Lawyers and accountants in the renewable energy industry are poring over the details of the tax overhaul President Trump signed into law last week, trying to figure out what companies will lose or gain.
While key tax credits for clean energy were preserved under the new law, it's unknown how the industry will fare under the changes.
The initial good news that wind and solar tax credits are preserved in the law isn't the whole story, said Michael Noble, executive director of Fresh Energy, who has been following developments for the renewable energy sector.
"It's yet to be seen whether renewable energy tax credits are still going to be valuable and help projects get done," he said.
Minnesota utilities have been taking advantage of tax credits to expand wind and solar in the state. That growth is expected to continue in 2018 regardless of the tax bill because companies have been planning them for years.
Beth Soholt, executive director of Wind on the Wires, said the situation may be different for every company and every project.
"Do they have their financing secured? If they don't, they might have impacts to their financing, but it kind of depends on what stage they're at in developing their project," she said.

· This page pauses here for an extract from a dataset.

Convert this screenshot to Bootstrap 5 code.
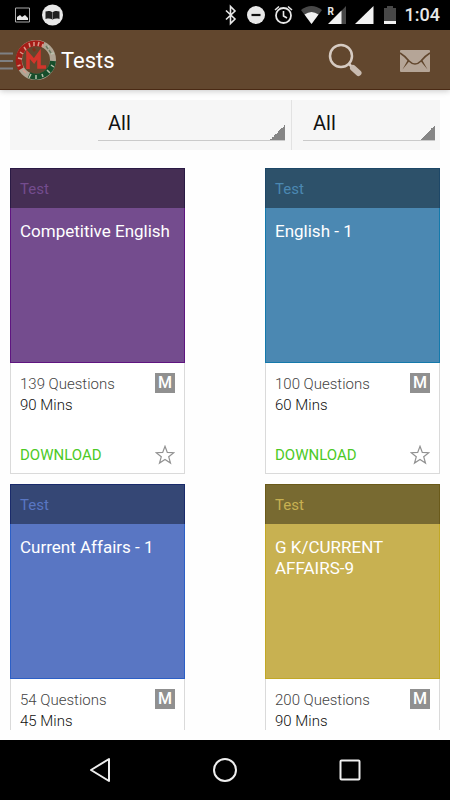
<!DOCTYPE html>
<html lang="en">
<head>
<meta charset="utf-8">
<meta name="viewport" content="width=device-width, initial-scale=1">
<title>Tests</title>
<link href="https://cdn.jsdelivr.net/npm/bootstrap@5.3.0/dist/css/bootstrap.min.css" rel="stylesheet">
<style>
body{font-family:Roboto,"Liberation Sans",sans-serif;background:#fefefe;color:#111}
.screen{height:100vh}
.status-bar{height:30px;padding-right:10px;font-size:18px;line-height:30px;color:#e8e8e8}
.app-bar{height:60px;padding-top:2px;background:#62472e;border-bottom:1px solid #4a2a14;box-shadow:0 1px 6px rgba(0,0,0,.22)}
.app-bar h1{font-size:22px;line-height:30px;font-weight:400;padding-left:1px}
.mail-btn{margin:0 20px 0 36px}
.filters{background:#f6f6f6;height:50px;margin-bottom:18px}
.filter-a{flex:0 0 282px;padding-left:88px;padding-right:6px;border-right:1px solid #e2e2e2}
.filter-b{padding-left:11px;padding-right:5px}
.spinner-select{appearance:none;display:block;width:100%;height:31px;margin-top:10px;padding:0 10px 4px;border:0;border-bottom:1px solid #cacaca;border-radius:0;color:#111;font-size:20px;line-height:24px;
background:linear-gradient(135deg,transparent 50%,#858585 50%) right bottom/15px 15px no-repeat}
.content{padding:10px 10px 0;margin-bottom:10px;min-height:0}
.tests{row-gap:10px}
.test-card{width:175px;height:306px;border:0;border-radius:0;background:#fff}
.kind{height:40px;padding:9px;font-size:15px;line-height:22px;border:1px solid var(--edge-dark);background:var(--dark);color:var(--main);border-bottom:0}
.cover{height:155px;padding:13px 9px;border:1px solid var(--edge);border-top:0;background:var(--main);color:#fff}
.cover h2{font-size:17px;line-height:21px;font-weight:400}
.info{padding:11px 9px 8px;border:1px solid #dadada;border-top:0;font-size:15px;line-height:21px;font-weight:300}
.count{color:#444}
.mode{width:20px;height:20px;margin-top:-1px;background:#909090;color:#fff;font-size:16px;line-height:20px;font-weight:500}
.download{font-size:15px;line-height:21px;font-weight:400;color:#4cc926}
.purple{--main:#744c8e;--dark:#452e54;--edge:#5f1580;--edge-dark:#2a1a44}
.teal{--main:#4b88b2;--dark:#2d516a;--edge:#1479ab;--edge-dark:#1d4767}
.blue{--main:#5976c3;--dark:#354775;--edge:#2c5fc6;--edge-dark:#1a2b6b}
.gold{--main:#c8b151;--dark:#786a31;--edge:#c2a826;--edge-dark:#6a5a1a}
.nav-bar{height:60px;gap:95px}
.icon-btn{background:none;border:0;padding:0;line-height:0}
svg{display:block}
</style>
<script src="https://cdn.jsdelivr.net/npm/bootstrap@5.3.0/dist/js/bootstrap.bundle.min.js"></script>
</head>
<body>
<svg width="0" height="0" class="position-absolute" aria-hidden="true"><symbol id="star" viewBox="0 0 20 20"><path d="M10 1.300L12.300 7.400L18.800 7.700L13.700 11.700L15.500 18L10 14.400L4.500 18L6.300 11.700L1.200 7.700L7.700 7.400Z" fill="none" stroke="#929292" stroke-width="1.200"/></symbol></svg>
<div class="screen d-flex flex-column overflow-hidden">
<div class="status-bar bg-black d-flex align-items-center justify-content-between flex-shrink-0">
<svg width="70" height="30" viewBox="0 0 70 30" aria-hidden="true"><path d="M15.500 8h14v14h-14z" fill="none" stroke="#aaa"/><path d="M17 20v-3l3-2 2 2 3-2 3 3v2z" fill="#e8e8e8"/><circle cx="52.500" cy="15" r="10.500" fill="#e8e8e8"/><path d="M45.500 11.500c3-1 5-.5 7 .8 2-1.300 4-1.800 7-.8V19c-3-.8-5-.5-7 .5-2-1-4-1.300-7-.5z" fill="#222"/><path d="M52.500 12v7" stroke="#777"/></svg>
<div class="d-flex align-items-center">
<svg width="182" height="30" viewBox="220 0 182 30" aria-hidden="true"><path d="M227 10.500l9 8.500-4.500 4.500v-17L236 11l-9 8.500" fill="none" stroke="#e8e8e8" stroke-width="1.600"/><circle cx="257" cy="15" r="9" fill="#e8e8e8"/><path d="M252.500 15h9" stroke="#111" stroke-width="2.200"/><circle cx="284.500" cy="15.500" r="7.500" fill="none" stroke="#e8e8e8" stroke-width="1.800"/><path d="M284.500 11v5l3.500 2M276 10l4-3.500M293 10l-4-3.500" fill="none" stroke="#e8e8e8" stroke-width="1.600"/><path d="M302 10q10.500-8 21 0L312.500 24z" fill="#484848"/><path d="M305.500 14.500q7-5 14 0l-7 9.500z" fill="#f2f2f2"/><path d="M347 6v18h-9V15.500z" fill="#484848"/><path d="M342.500 10.500V24H329z" fill="#f2f2f2"/><text x="328.500" y="15" font-size="10" font-weight="700" fill="#e8e8e8">R</text><path d="M374.500 6v18H356z" fill="#f2f2f2"/><path d="M385 8h3V6h6v2h3v16h-12z" fill="#484848"/><path d="M385 21h12v3h-12z" fill="#f2f2f2"/></svg>
<span class="ms-1 fw-medium">1:04</span></div>
</div>
<header class="app-bar d-flex align-items-center flex-shrink-0 position-relative">
<button class="icon-btn" aria-label="Open menu"><svg width="60" height="50" viewBox="0 0 60 50"><path d="M0 17.500h13M0 25h13M0 32.500h13" stroke="#7e8083" stroke-width="2"/><circle cx="36" cy="24" r="17" fill="none" stroke="#b0a594" stroke-width="6"/><path d="M21 33A17 17 0 0 1 43 9" fill="none" stroke="#a51d17" stroke-width="6"/><path d="M53 25A17 17 0 0 1 29 39" fill="none" stroke="#174e2b" stroke-width="6"/><path d="M23 34l3 3M20.500 29l-3 1M18 22l4 1M20 16l3 2M24 11l2 3M29 7l1 4M34 6v4M39 6l-1 4M43 8l-1 3" stroke="#d99a8c" stroke-width="1.500"/><path d="M47 12l2-2M51 18l3-1M51 29l3 2M47 34l3 3M42 38l1 3M36 39v4M31 38l-2 4" stroke="#b9c0ac" stroke-width="1.500"/><path d="M46 10l2 3M49 14l2 3" stroke="#6b7a62" stroke-width="1.500"/><path d="M28 33V18l6 7 5-7v13h7" fill="none" stroke="#d2352b" stroke-width="3.600"/><path d="M32 13l2-2 2 3-2 2z" fill="#7d2e1a"/></svg></button>
<h1 class="m-0 text-white">Tests</h1>
<button class="icon-btn ms-auto" aria-label="Search"><svg width="36" height="36" viewBox="0 0 36 36"><circle cx="13" cy="13" r="11" fill="none" stroke="#d6cbc2" stroke-width="2.500"/><path d="M20.500 20.500l4 4" stroke="#d6cbc2" stroke-width="2.500"/><path d="M25 25l5.500 5" stroke="#c8bbb0" stroke-width="6" stroke-linecap="round"/></svg></button>
<button class="icon-btn mail-btn" aria-label="Messages"><svg width="30" height="22" viewBox="0 0 30 22"><rect width="30" height="22" rx="1" fill="#b5a597"/><path d="M0 3q5 3 9 8 6 6 12 0 4-5 9-8" fill="none" stroke="#62472e" stroke-width="1.600"/><path d="M2.500 19.500l5.500-10 1.500 1.500zM27.500 19.500l-5.500-10-1.500 1.500z" fill="#62472e"/></svg></button>
</header>
<main class="content flex-grow-1 overflow-hidden">
<form class="filters d-flex">
<div class="filter-a"><select class="spinner-select" aria-label="Category"><option>All</option></select></div>
<div class="filter-b flex-grow-1"><select class="spinner-select" aria-label="Type"><option>All</option></select></div>
</form>
<div class="tests d-flex flex-wrap justify-content-between">
<article class="test-card card purple"><div class="kind">Test</div><div class="cover"><h2 class="m-0">Competitive English</h2></div><div class="info flex-grow-1 d-flex flex-column justify-content-between"><div class="d-flex justify-content-between"><div><div class="count">139 Questions</div><div>90 Mins</div></div><span class="mode text-center">M</span></div><div class="d-flex justify-content-between align-items-center"><button class="icon-btn download">DOWNLOAD</button><button class="icon-btn" aria-label="Favourite"><svg width="20" height="20"><use href="#star"/></svg></button></div></div></article>
<article class="test-card card teal"><div class="kind">Test</div><div class="cover"><h2 class="m-0">English - 1</h2></div><div class="info flex-grow-1 d-flex flex-column justify-content-between"><div class="d-flex justify-content-between"><div><div class="count">100 Questions</div><div>60 Mins</div></div><span class="mode text-center">M</span></div><div class="d-flex justify-content-between align-items-center"><button class="icon-btn download">DOWNLOAD</button><button class="icon-btn" aria-label="Favourite"><svg width="20" height="20"><use href="#star"/></svg></button></div></div></article>
<article class="test-card card blue"><div class="kind">Test</div><div class="cover"><h2 class="m-0">Current Affairs - 1</h2></div><div class="info flex-grow-1 d-flex flex-column justify-content-between"><div class="d-flex justify-content-between"><div><div class="count">54 Questions</div><div>45 Mins</div></div><span class="mode text-center">M</span></div></div></article>
<article class="test-card card gold"><div class="kind">Test</div><div class="cover"><h2 class="m-0">G K/CURRENT AFFAIRS-9</h2></div><div class="info flex-grow-1 d-flex flex-column justify-content-between"><div class="d-flex justify-content-between"><div><div class="count">200 Questions</div><div>90 Mins</div></div><span class="mode text-center">M</span></div></div></article>
</div>
</main>
<nav class="nav-bar bg-black d-flex justify-content-center align-items-center flex-shrink-0" aria-label="System">
<button class="icon-btn" aria-label="Back"><svg width="30" height="30" viewBox="0 0 30 30"><path d="M24 4v22L6 15z" fill="none" stroke="#eee" stroke-width="2" stroke-linejoin="round"/></svg></button>
<button class="icon-btn" aria-label="Home"><svg width="30" height="30" viewBox="0 0 30 30"><circle cx="15" cy="15" r="11" fill="none" stroke="#eee" stroke-width="2"/></svg></button>
<button class="icon-btn" aria-label="Recents"><svg width="30" height="30" viewBox="0 0 30 30"><rect x="5.500" y="5.500" width="19" height="19" rx="1" fill="none" stroke="#eee" stroke-width="2"/></svg></button>
</nav>
</div>
</body>
</html>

Tax credits aren't the only thing driving growth in wind and solar energy. The cost of the technology has come down, and more companies and individuals want clean power.
The problem with the new tax law is that it has created uncertainty, which is always bad for business, said Gregg Mast, executive director of Clean Energy Economy Minnesota, a nonprofit that represents clean energy businesses.
Mast said he's working with members of Minnesota's congressional delegation and business leaders to understand what impact the tax bill could have on renewable energy and energy efficiency.
"It's early," he said. "I think with a tax bill this large, there's always an opportunity to come back with a fix bill to address some of those provisions that perhaps were not thought of early on."